Salah satu poin utama yang Shinjo sorot adalah soal royalti. Buat manga cetak, para artis dapet standar 10% selama bertahun-tahun. Persentase rendah ini dibenarkan karena perlu melibatkan banyak pihak, kayak editor, penata huruf, percetakan, perantara penjualan, pengecer, dan perusahaan pengelola gudang, buat nyampein manga ke pembaca. Tapi, seperti yang Shinjo bilang, bahkan dengan hadirnya publikasi digital, royalti buat mangaka tetap sangat rendah, biasanya 15%, dan dalam kasus yang jarang, 20%. Padahal, sebagian besar perusahaan perantara udah nggak ikut campur dalam proses ini dan tanggung jawab penerbit jauh lebih sedikit daripada manga cetak.
Shinjo juga cerita pengalaman pribadinya yang mencerminkan sikap penerbit terhadap mangaka. Setelah keluar dari Shogakukan dan nolak nyerahin hak atas karyanya, Shinjo coba negosiasi langsung sama distributor e-book biar manganya bisa diterbitin dan dijual dengan harga lebih tinggi. Tapi, pas Shogakukan tau, mereka coba ngancem distributor itu biar nggak nerima dealnya. Waktu itu, distributor e-book tergantung sama penerbit, bikin mereka ada di posisi yang nggak menguntungkan. Meskipun ini udah berubah, dengan penerbit sekarang makin tergantung sama distributor e-book buat nyimpen judul-judul mereka, penerbit tetap aja ngambil sebagian besar royalti.
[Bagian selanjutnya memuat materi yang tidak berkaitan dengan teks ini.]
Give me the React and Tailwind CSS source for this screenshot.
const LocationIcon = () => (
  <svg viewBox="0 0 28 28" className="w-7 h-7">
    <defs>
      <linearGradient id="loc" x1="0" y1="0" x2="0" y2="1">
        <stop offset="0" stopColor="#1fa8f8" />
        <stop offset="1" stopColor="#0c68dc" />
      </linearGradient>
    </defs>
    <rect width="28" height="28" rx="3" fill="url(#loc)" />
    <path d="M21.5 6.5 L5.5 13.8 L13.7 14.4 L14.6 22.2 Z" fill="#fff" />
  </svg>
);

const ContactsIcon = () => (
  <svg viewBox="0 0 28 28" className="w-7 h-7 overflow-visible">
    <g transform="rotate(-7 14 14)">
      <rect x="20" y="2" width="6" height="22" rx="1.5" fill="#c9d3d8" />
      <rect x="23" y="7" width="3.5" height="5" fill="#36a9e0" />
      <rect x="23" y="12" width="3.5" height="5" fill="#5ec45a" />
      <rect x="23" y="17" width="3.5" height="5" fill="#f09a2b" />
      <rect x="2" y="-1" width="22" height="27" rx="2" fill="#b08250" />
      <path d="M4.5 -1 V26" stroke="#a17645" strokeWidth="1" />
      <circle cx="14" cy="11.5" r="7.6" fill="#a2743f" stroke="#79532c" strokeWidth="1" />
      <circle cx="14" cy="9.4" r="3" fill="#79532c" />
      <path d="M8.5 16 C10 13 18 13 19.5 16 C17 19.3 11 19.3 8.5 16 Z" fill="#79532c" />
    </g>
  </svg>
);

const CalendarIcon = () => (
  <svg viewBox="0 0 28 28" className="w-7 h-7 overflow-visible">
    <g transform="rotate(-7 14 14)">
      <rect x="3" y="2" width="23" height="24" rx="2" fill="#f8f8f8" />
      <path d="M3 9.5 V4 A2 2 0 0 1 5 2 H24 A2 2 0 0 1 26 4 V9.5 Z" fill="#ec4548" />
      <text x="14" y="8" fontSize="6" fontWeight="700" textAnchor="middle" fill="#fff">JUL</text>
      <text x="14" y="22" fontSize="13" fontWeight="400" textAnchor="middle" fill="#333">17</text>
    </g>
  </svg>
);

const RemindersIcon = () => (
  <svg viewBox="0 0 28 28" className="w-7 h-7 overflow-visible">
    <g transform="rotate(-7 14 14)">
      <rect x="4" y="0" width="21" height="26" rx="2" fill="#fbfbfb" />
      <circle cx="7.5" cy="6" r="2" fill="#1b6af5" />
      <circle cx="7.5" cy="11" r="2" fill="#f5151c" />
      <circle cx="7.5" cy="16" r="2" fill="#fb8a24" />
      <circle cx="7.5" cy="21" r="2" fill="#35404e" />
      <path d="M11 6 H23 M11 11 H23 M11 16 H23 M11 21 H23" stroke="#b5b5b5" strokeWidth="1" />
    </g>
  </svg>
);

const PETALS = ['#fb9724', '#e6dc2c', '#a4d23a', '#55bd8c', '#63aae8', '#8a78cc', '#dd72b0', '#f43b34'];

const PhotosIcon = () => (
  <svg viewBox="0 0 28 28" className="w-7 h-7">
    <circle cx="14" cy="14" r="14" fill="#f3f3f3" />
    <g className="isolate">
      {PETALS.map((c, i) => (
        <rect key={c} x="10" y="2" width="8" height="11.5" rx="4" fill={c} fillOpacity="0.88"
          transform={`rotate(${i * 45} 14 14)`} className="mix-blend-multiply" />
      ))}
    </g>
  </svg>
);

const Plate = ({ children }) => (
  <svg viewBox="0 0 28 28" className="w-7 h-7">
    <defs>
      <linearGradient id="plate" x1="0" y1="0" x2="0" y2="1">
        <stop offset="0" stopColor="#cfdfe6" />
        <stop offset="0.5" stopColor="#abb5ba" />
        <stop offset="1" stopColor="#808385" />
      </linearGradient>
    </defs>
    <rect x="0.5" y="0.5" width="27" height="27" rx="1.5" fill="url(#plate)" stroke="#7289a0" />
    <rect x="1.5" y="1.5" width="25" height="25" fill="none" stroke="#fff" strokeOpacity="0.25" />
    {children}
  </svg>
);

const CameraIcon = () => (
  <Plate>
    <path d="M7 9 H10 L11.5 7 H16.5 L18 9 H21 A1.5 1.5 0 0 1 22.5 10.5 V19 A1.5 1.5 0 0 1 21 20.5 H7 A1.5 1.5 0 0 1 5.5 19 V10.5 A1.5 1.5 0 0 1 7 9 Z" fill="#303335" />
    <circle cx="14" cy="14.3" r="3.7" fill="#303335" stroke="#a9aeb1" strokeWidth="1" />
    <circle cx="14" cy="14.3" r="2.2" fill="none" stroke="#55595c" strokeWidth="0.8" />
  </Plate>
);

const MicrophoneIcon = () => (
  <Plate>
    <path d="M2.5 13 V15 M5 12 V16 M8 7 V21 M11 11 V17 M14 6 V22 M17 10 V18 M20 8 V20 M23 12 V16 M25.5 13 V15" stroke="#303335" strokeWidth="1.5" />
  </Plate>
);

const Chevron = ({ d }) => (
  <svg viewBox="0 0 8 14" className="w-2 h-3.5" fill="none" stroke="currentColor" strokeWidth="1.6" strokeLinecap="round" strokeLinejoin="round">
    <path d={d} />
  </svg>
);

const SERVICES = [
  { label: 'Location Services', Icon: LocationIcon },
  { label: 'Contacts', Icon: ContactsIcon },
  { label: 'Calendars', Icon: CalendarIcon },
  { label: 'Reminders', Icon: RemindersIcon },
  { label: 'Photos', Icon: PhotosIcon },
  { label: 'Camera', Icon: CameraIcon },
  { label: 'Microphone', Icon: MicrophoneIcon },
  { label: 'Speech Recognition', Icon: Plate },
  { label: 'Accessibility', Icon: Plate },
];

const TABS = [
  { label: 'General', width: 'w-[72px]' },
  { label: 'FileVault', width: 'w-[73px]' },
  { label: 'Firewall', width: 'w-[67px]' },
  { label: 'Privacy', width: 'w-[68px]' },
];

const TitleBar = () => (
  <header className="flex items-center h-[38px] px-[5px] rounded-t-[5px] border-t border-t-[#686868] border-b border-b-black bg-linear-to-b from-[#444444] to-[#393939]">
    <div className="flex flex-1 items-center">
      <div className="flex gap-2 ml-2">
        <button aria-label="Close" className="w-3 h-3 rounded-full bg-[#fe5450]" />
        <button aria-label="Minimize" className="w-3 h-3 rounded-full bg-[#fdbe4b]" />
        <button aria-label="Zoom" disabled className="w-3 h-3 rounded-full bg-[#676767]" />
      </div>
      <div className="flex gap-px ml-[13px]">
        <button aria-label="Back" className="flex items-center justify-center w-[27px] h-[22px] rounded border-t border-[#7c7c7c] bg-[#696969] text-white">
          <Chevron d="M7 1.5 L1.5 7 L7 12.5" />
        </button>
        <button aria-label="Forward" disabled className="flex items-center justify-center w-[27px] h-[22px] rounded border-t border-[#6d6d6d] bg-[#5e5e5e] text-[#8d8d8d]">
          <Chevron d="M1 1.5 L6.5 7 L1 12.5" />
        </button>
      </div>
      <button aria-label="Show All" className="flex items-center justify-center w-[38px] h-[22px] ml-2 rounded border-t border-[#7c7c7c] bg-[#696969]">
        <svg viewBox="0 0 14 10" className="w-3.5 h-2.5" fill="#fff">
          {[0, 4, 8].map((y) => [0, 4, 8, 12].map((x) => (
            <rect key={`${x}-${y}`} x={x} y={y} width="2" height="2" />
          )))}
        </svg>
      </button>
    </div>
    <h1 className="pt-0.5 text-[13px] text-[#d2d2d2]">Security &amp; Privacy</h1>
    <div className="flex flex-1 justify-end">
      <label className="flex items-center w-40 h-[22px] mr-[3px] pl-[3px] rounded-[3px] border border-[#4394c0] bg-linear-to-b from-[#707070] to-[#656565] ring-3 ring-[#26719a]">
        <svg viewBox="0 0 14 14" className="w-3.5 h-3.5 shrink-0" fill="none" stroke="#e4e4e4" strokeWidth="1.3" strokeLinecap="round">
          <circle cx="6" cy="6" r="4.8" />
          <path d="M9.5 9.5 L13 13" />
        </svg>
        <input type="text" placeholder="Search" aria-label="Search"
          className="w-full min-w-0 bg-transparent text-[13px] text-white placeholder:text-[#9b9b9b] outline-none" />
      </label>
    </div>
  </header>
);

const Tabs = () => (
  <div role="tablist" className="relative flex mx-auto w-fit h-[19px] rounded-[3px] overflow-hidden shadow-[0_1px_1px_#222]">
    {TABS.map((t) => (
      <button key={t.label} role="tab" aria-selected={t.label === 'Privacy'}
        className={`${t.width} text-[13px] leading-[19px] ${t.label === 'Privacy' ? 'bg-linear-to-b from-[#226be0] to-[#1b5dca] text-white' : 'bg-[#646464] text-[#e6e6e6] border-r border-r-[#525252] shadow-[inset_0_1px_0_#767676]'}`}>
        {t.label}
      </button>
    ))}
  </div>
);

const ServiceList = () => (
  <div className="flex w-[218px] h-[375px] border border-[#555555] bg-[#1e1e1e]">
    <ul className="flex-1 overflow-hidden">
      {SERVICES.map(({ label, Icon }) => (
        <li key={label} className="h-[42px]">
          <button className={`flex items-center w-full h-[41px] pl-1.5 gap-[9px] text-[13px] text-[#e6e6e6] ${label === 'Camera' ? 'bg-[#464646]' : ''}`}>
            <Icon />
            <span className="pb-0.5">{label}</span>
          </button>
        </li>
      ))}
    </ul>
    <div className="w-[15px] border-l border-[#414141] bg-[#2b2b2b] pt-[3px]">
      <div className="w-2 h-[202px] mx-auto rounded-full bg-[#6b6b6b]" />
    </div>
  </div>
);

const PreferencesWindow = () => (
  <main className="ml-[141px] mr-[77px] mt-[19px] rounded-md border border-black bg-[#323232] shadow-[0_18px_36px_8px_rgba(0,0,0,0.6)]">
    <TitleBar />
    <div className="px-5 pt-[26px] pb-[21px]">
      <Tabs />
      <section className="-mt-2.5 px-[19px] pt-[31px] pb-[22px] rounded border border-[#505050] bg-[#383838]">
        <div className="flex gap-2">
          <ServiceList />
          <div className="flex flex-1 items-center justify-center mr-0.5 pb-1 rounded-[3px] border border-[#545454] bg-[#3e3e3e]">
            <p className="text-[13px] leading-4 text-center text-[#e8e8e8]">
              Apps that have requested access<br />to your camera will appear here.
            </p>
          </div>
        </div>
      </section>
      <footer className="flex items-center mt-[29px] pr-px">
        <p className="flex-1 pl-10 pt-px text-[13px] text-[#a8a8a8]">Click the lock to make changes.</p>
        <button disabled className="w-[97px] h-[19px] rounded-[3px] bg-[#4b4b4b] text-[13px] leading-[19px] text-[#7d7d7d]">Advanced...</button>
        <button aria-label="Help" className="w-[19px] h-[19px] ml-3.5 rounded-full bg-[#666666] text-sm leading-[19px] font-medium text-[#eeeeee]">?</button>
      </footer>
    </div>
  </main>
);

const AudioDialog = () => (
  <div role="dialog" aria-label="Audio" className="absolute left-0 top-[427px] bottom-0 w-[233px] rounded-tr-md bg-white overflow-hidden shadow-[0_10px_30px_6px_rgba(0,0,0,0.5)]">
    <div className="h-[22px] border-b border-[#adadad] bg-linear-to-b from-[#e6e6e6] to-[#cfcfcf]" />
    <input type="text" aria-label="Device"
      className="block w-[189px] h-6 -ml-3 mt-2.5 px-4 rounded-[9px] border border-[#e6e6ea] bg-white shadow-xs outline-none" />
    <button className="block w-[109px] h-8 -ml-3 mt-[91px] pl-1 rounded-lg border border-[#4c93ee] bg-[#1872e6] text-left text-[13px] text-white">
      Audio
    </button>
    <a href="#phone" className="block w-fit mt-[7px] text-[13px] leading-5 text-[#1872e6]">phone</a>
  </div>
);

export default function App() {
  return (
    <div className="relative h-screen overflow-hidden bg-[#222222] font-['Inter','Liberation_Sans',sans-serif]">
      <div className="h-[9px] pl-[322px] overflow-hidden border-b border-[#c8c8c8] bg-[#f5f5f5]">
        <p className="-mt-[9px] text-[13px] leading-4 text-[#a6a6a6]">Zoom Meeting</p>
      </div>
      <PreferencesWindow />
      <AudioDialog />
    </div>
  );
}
Shinjo bilang makin banyak penulis yang ngeluh soal rendahnya royalti yang mereka terima, tapi penerbit nggak mau dengerin, dengan alasan “semua dapet segitu”. Selain itu, mangaka profesional biasanya nyewa studio dan ngerjain asisten buat bantu kerja mereka, tapi menurut Shinjo, ini kebanyakan dibayar sendiri sama artisnya, yang bikin penghasilan mereka yang udah rendah makin berkurang.
Shinjo nutup artikelnya dengan ngajak mangaka buat nanya ke penerbit soal royalti, minta rincian persentase, dan negosiasi biar penerbit nanggung biaya asisten. Dia minta para pencipta buat bantu ngelindungin profesi mangaka dan jangan biarin mereka dieksploitasi.
Industri manga, salah satu fondasi budaya populer Jepang, lagi di persimpangan jalan. Seruan Mayu Shinjo adalah ajakan buat bertindak melindungi hak-hak pencipta dan memastikan masa depan yang lebih adil dan berkelanjutan buat semua yang kerja di seni yang kita cintai ini.